Installed via homebrew, running on OSX 10.15.7.

Below is a minimal test case to reproduce:

# Test case for fractional timestamps with unix timestamps

pipeline:
  processors:
    - bloblang: |
        # Test case for fractional timestamps
        root.ts_unix2unix = this.ts_unix.ts_unix()
        root.ts_unix2fmt = this.ts_unix.ts_format(tz: "UTC")
        root.ts_fmt2unix = this.ts_fmt.ts_unix()
        root.ts_fmt2fmt = this.ts_fmt.ts_format(tz: "UTC")

        # A potential workaround
        root.workaround = this.ts_unix.ts_unix_nano() / 1000000000

tests:
  - name: simple
    target_processors: '/pipeline/processors'
    input_batch:
      - json_content:
          # Both values represent the same time
          ts_fmt: 2022-07-13T17:40:18.500Z
          ts_unix: 1657734018.5
    output_batches:
      -
        - json_equals:
            ts_unix2unix: 1657734018.5
            ts_unix2fmt: 2022-07-13T17:40:18.500Z
            ts_fmt2unix: 1657734018.5
            ts_fmt2fmt: 2022-07-13T17:40:18.500Z
            workaround: 1657734018.5

And the output:

$ benthos test ts_fractional_test.yaml 
Test 'ts_fractional_test.yaml' failed

Failures:

--- ts_fractional_test.yaml ---

simple [line 16]:
batch 0 message 0: json_equals: JSON content mismatch
{
    "ts_fmt2fmt": "2022-07-13T17:40:18.5Z",
    "ts_fmt2unix": 1657734018 => 1657734018.5,
    "ts_unix2fmt": "2022-07-13T17:40:18.5Z",
    "ts_unix2unix": 1657734018 => 1657734018.5,
    "workaround": 1657734018.5
}

Summary -- two timestamps representing the same value, one in RFC3339 format and the other as a unix timestamp with fractional seconds, are each run through both ts_unix() and ts_format(tz: "UTC"). While the output of ts_format(tz: "UTC") does preserve the fractional seconds from the unix timestamp correctly, the ts_unix() method discards fractional seconds from the input unix timestamp and the RFC3339 formatted timestamp. The proposed workaround functions as expected, however the magnitude of the numbers involved in this context makes me concerned about potential floating point creep / error.

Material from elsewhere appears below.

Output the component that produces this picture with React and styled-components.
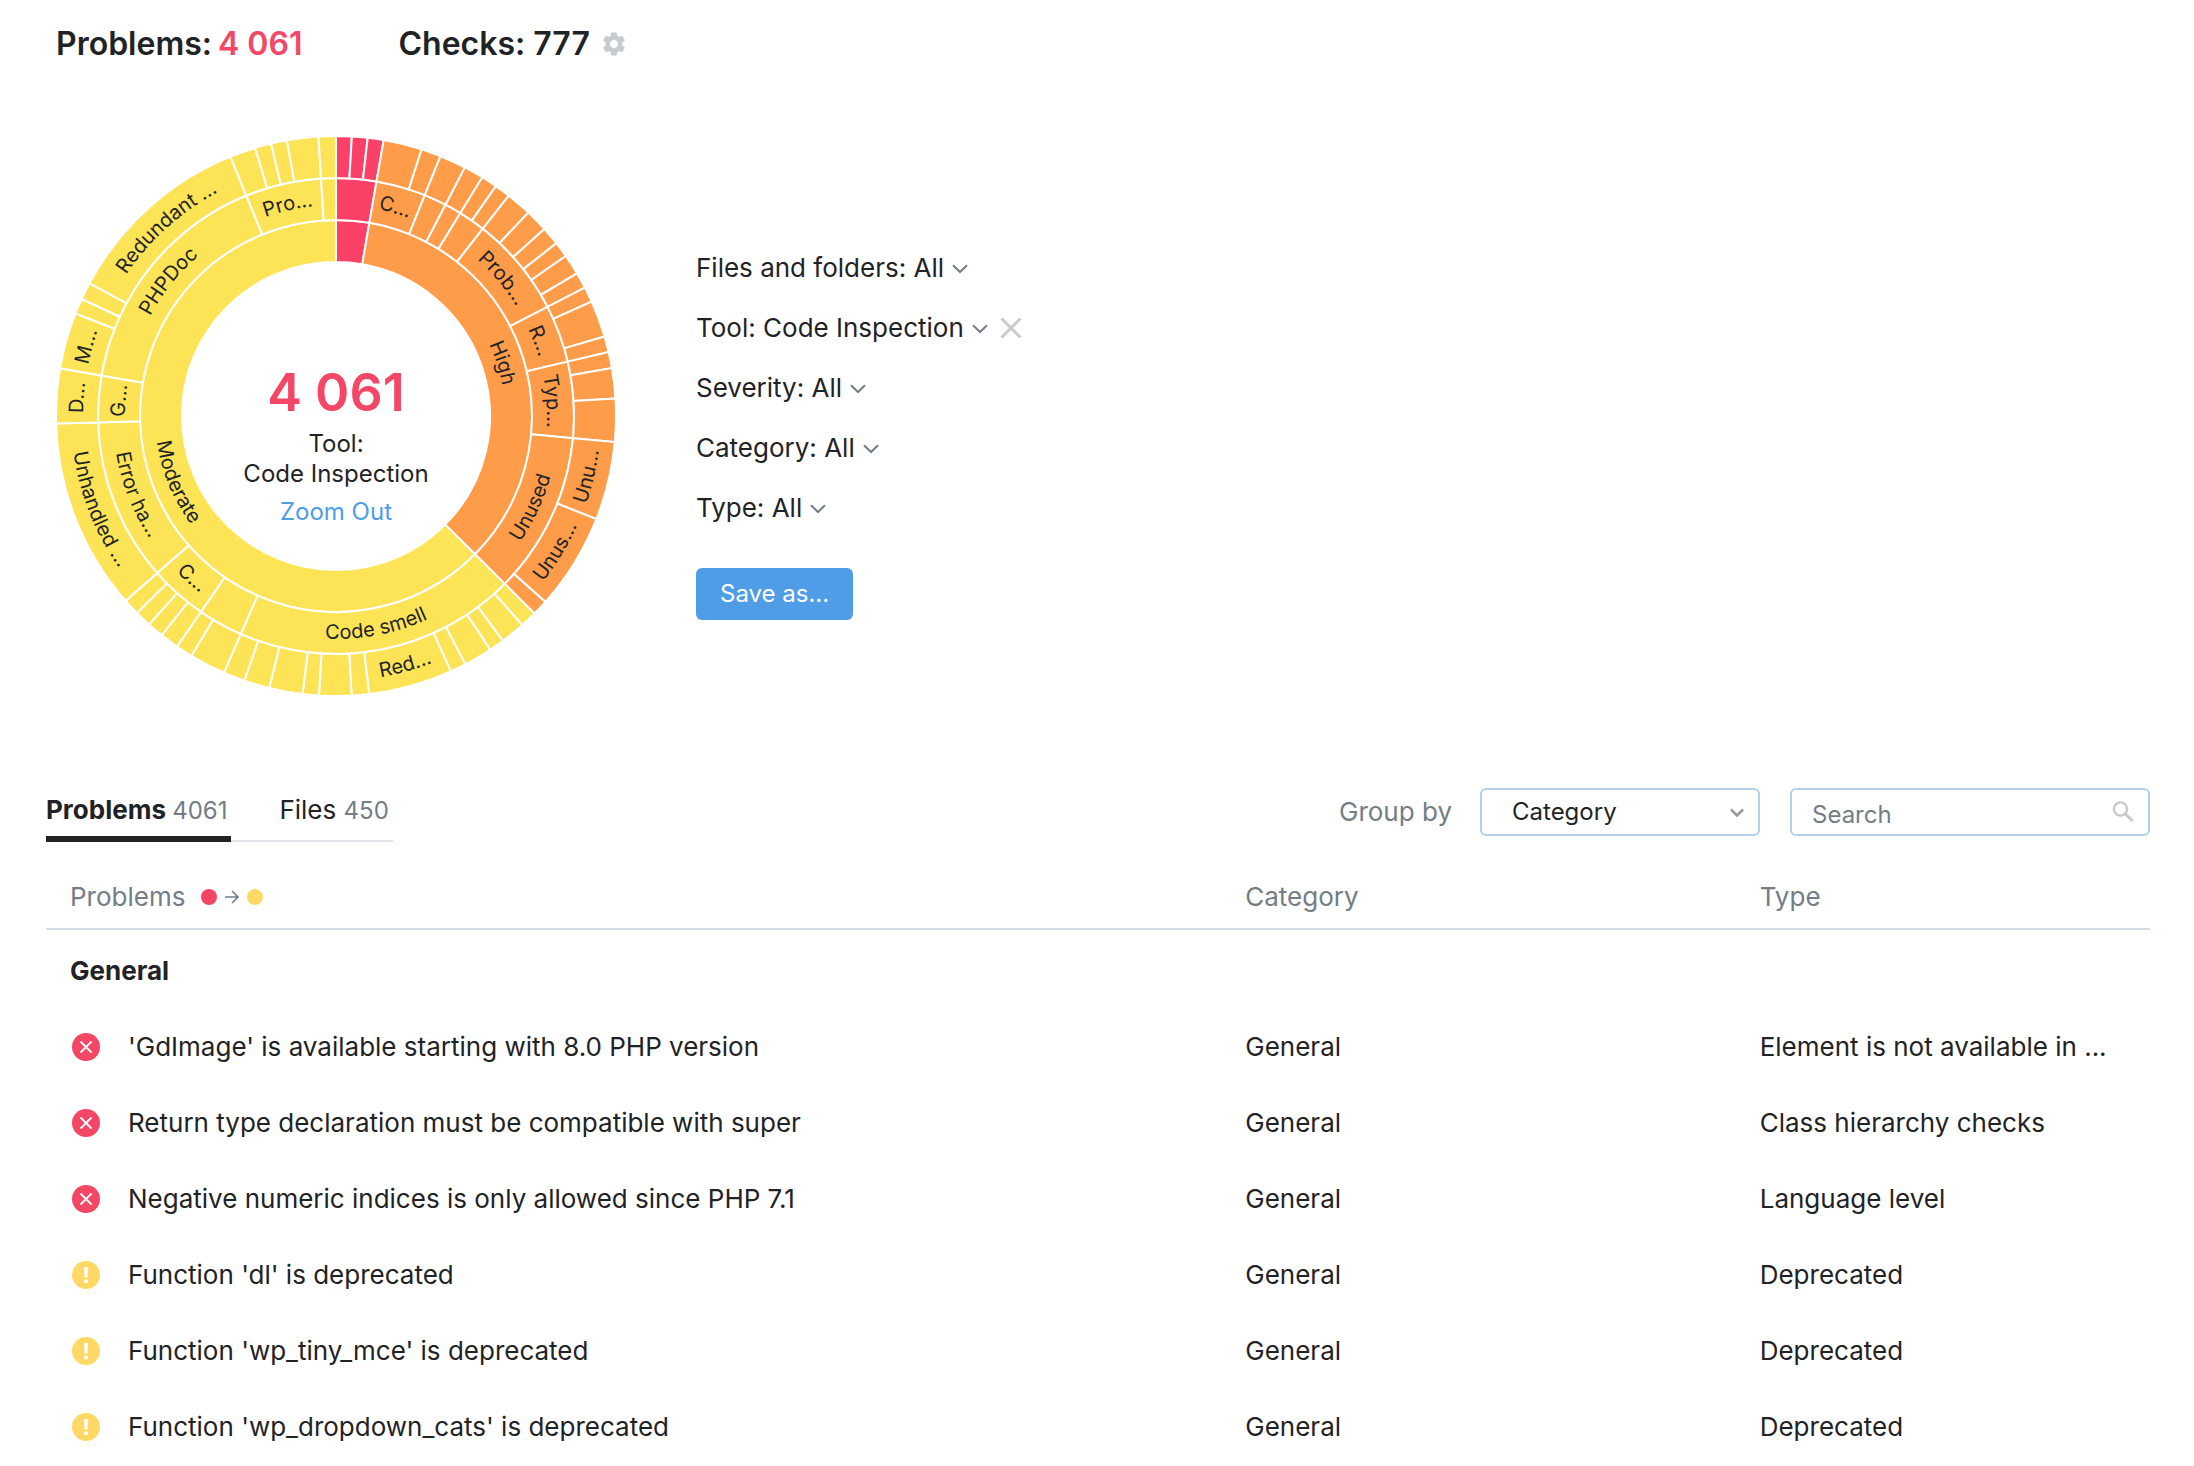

DeusFacticius avatar Jul 14 '22 22:07 DeusFacticius

Hey @DeusFacticius, this is a case of misleading and confusing documentation. The blurb of:

Timestamp values can either be a numerical unix time in seconds (with up to nanosecond precision via decimals), or a string in RFC 3339 format.

Is repeated for every timestamp related method or function, and is trying to convey the idea that what is considered a valid timestamp within Bloblang (for methods such as ts_format) is any of the following:

  • A numerical value representing unix time, which may or may not include nanosecond precision as decimal values
  • An RFC 3339 string value
  • A timestamp literal returned from now(), ts_parse, etc

The timestamp_unix() function and .ts_unix() method itself intentionally only returns an integer value as it would be unexpected in many usecases to have decimal values there. This is considered a valid timestamp within Bloblang but you're right that the docs could easily mislead you into thinking you'll get nanosecond precision.

I'll update the docs but we could also consider adding and optional parameter of the form .ts_unix(nano_precision: true), that would save you the hassle of dividing the result of ts_unix_nano.

Jeffail avatar Jul 15 '22 11:07 Jeffail